The interesting thing here is the incentives for posters who want their opinions read. The naive approach is to mark all your posts as top quality. That means that people cannot filter out your less good posts, because you haven't marked them as such. I anticipate that some participants will gain a reputation as gate keepers, maintaining large direct-lists and being on many white lists at positive levels. If one of them drops you because he thinks you are more noise than signal, you lose a lot of readers. You would have done better to be modest and guard your reputation. Indeed you can have fun posting crap and still keep your reputation as a high minded, deep thinker. All you have to do is remember to use the crap tag. Those who filter out crap never see your crap posts and so never drop you from their white lists, while bored people who find your style of crap entertaining post witty or witless replies according to their talents.
The core idea of Outer Circle is shared, hierarchical white lists.
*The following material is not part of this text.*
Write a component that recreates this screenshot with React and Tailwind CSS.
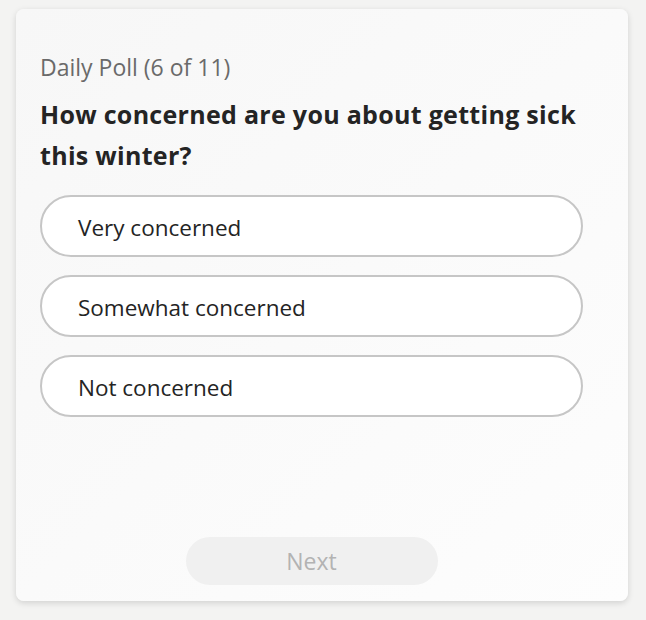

Many additional user-interface details need to be filled in correctly to make Outer Circle take off. These additional user interface details are to do with tagging and fine grained control. They may be quite ordinary, requiring lots of experimentation and lots of hard work but nothing else as radical as shared, hierarchical white lists.
There are also technical details about how to write the Outer Circle protocol. This is a peer to peer application that probably needs a lot of caching that follows the sharing heir archy. It is unlikely to be simpler than Usenet. Tricky.